You can now review the .keys file in the lda_files directory to view the estimated topics and decide whether you should change any parameters (e.g., --num_stopwords or --lda_alpha).

An important difference between this new interface and the old one is that stop words are no longer derived from a static Mallet stoplist. Instead, DLATK will determine the most common terms in your feature table and remove them (by default, it sets the top 50 most frequent terms as stop words, but this can be controlled with --num_stopwords). To disable stopping entirely, use --no_lda_stopping.

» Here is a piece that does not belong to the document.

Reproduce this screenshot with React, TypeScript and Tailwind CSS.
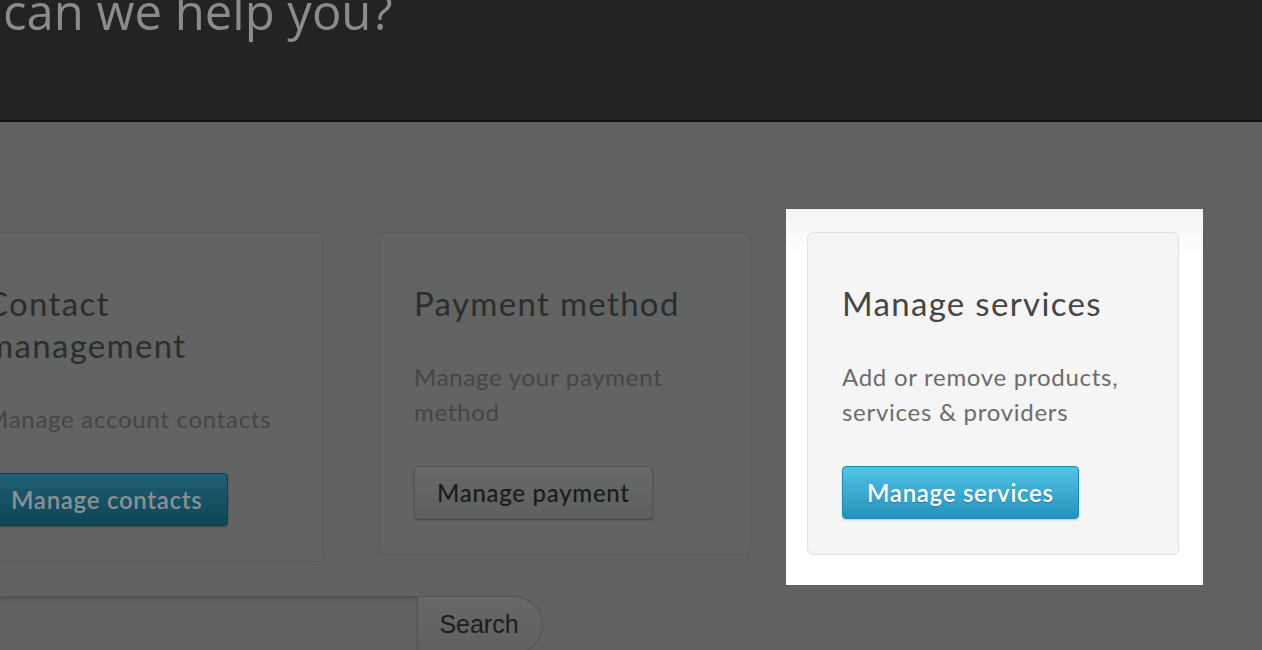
import React from "react";

type Card = {
  title: string[];
  desc: string[];
  action: string;
  variant: "primary" | "default";
};

const cards: Card[] = [
  {
    title: ["Contact", "management"],
    desc: ["Manage account contacts"],
    action: "Manage contacts",
    variant: "primary",
  },
  {
    title: ["Payment method"],
    desc: ["Manage your payment", "method"],
    action: "Manage payment",
    variant: "default",
  },
];

// Dimmed card, sits under the tour overlay
function DimmedCard({ card }: { card: Card }) {
  return (
    <div className="w-[372px] shrink-0 rounded-[6px] border border-[#585959] bg-[#626363] px-[34px] pt-[49px] pb-[35px]">
      <h3 className="text-[33px] leading-[42px] tracking-[0.04em] text-[#2c2d2e]">
        {card.title.map((t) => (
          <div key={t}>{t}</div>
        ))}
      </h3>
      <p className="mt-[35px] text-[24px] leading-[35px] tracking-[0.03em] text-[#454646]">
        {card.desc.map((t) => (
          <span key={t} className="block">
            {t}
          </span>
        ))}
      </p>
      {card.variant === "primary" ? (
        <button className="mt-[37px] h-[53px] rounded-[4px] border border-[#0e3f50] bg-gradient-to-b from-[#1f5f74] to-[#0e4556] px-6 text-[24px] font-semibold tracking-[0.03em] text-[#8a9093] shadow-[0_1px_2px_rgba(0,0,0,0.3)]">
          {card.action}
        </button>
      ) : (
        <button className="mt-[37px] h-[53px] rounded-[4px] border border-[#555656] bg-gradient-to-b from-[#676868] to-[#5e5f5f] px-[22px] text-[24px] font-medium tracking-[0.03em] text-[#1b1b1b] shadow-[0_1px_2px_rgba(0,0,0,0.35)]">
          {card.action}
        </button>
      )}
    </div>
  );
}

// Highlighted card, lifted above the overlay with a white frame
function HighlightCard() {
  return (
    <div className="relative w-[372px] shrink-0">
      <div className="absolute -top-[23px] -bottom-[30px] -left-[21px] -right-[24px] bg-gradient-to-b from-[#f2f3f4] via-white via-[12%] to-white" />
      <div className="relative rounded-[6px] border border-[#e2e2e2] bg-[#f5f5f5] px-[34px] pt-[49px] pb-[35px]">
        <h3 className="text-[33px] leading-[42px] tracking-[0.04em] text-[#454545]">Manage services</h3>
        <p className="mt-[35px] text-[24px] leading-[35px] tracking-[0.03em] text-[#6c6c6c]">
          <span className="block">Add or remove products,</span>
          <span className="block">services &amp; providers</span>
        </p>
        <button className="mt-[37px] h-[53px] rounded-[4px] border border-[#1d8ab2] bg-gradient-to-b from-[#52c3e8] to-[#2392bc] px-6 text-[24px] font-semibold tracking-[0.03em] text-white shadow-[0_1px_2px_rgba(0,0,0,0.2)] [text-shadow:0_1px_1px_rgba(0,0,0,0.2)]">
          Manage services
        </button>
      </div>
    </div>
  );
}

export default function App() {
  return (
    <div className="h-[650px] w-[1262px] overflow-hidden bg-[#606161] font-['Lato','Open_Sans',sans-serif]">
      {/* Header */}
      <header className="flex h-[122px] items-start border-b-2 border-[#121212] bg-[#232323] pl-[3px]">
        <h1 className="-mt-[13px] font-['Open_Sans',sans-serif] text-[49px] leading-none text-[#8b8b8b]">
          can we help you?
        </h1>
      </header>

      {/* Cards */}
      <div className="-ml-[49px] mt-[110px] flex items-start gap-[56px]">
        {cards.map((c) => (
          <DimmedCard key={c.action} card={c} />
        ))}
        <HighlightCard />
      </div>

      {/* Search */}
      <div className="-ml-[2px] mt-[34px] flex h-[58px] w-[545px]">
        <div className="flex-1 rounded-l-[4px] border border-[#535454] bg-[#5f6060] shadow-[inset_0_2px_3px_rgba(0,0,0,0.15)]" />
        <button className="w-[125px] rounded-r-[29px] border border-l-0 border-[#535454] bg-gradient-to-b from-[#666767] to-[#5f6060] pr-[2px] font-['Liberation_Sans',Arial,sans-serif] text-[25px] text-[#1d1d1d]">
          Search
        </button>
      </div>
    </div>
  );
}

There are several options you may wish to use with --estimate_lda_topics:

Step 4: Extract features from lexicon

You’re now ready to start using the topic distribution lexicon

dlatkInterface.py -d DATABASE -t MESSAGE_TABLE -c GROUP_ID \
    --add_lex_table -l my_lda_lexicon_cp --weighted_lexicon

Always extract features using the _cp lexicon. The _freq_t50ll lexicon is only used when generating topic_tagclouds: --topic_tagcloud --topic_lexicon.